Mergers Advisors Impact on M&A Success: Canadian Evidence

Nabiyou, Romaric 03 July 2020 (has links)
This paper investigates the impact of advisors on the success of Canadian firms’ mergers and acquisitions. Using a sample of 791 deals from Canadian TSX listed acquiring firms from 2001 to 2015, we first investigate what types of firms hire advisors and top advisors in particular. Second we investigate two important hypotheses of mergers advisors role: (a) the superior deal hypothesis, which expects the improvement in firm performance after the support of an advisor; and, (b) the deal completion hypothesis, which expects higher completion rates and speed for advisor-backed acquirers. In summary, we found little support for the superior deal hypothesis. The short-term performance of an advisor-backed acquirer was significantly higher than that of non-advisor-backed acquirer only when the target has no advisor.
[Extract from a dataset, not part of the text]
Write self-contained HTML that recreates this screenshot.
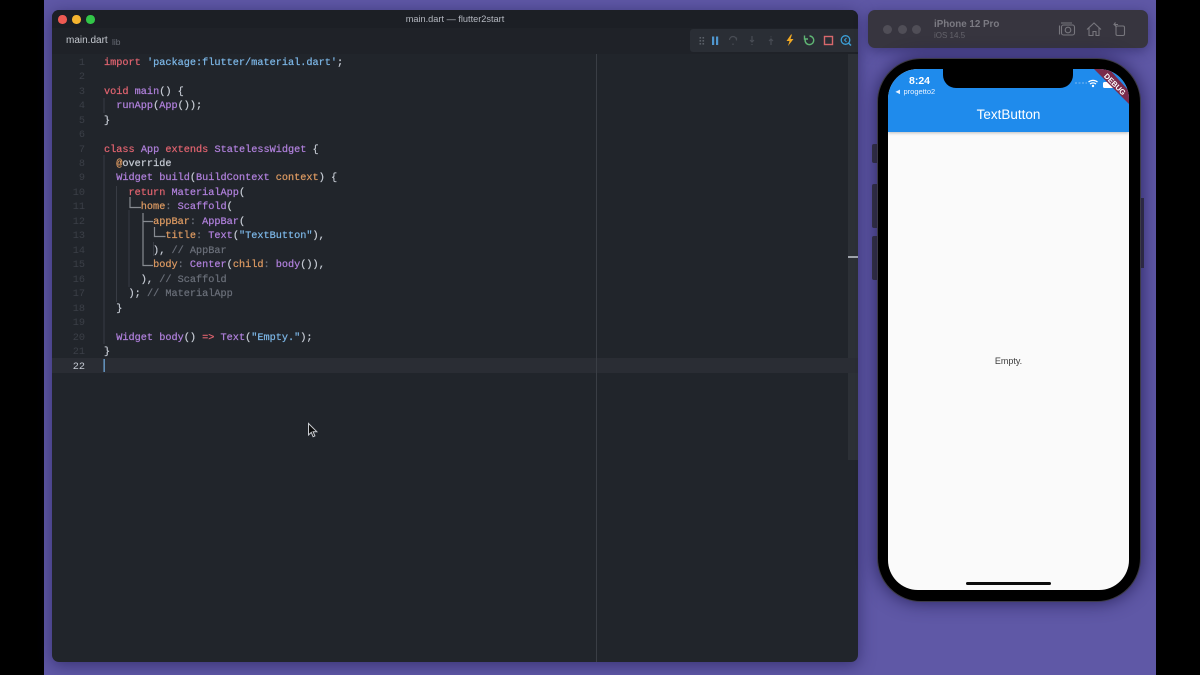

The acquirer’s CAR was worst when both parties (acquirer and target) had an advisor. In addition, we saw no evidence that acquirers with top advisors generate higher short-term returns than those with lower tier advisors. When investigating the long-term performance, we do not find any significant evidence that advisors positively impacted value for acquirers. The same conclusion holds for the completion hypothesis as we discovered that advisors have no impact on the time to completion. All the analyses controlled for acquirer, target, and deal characteristics.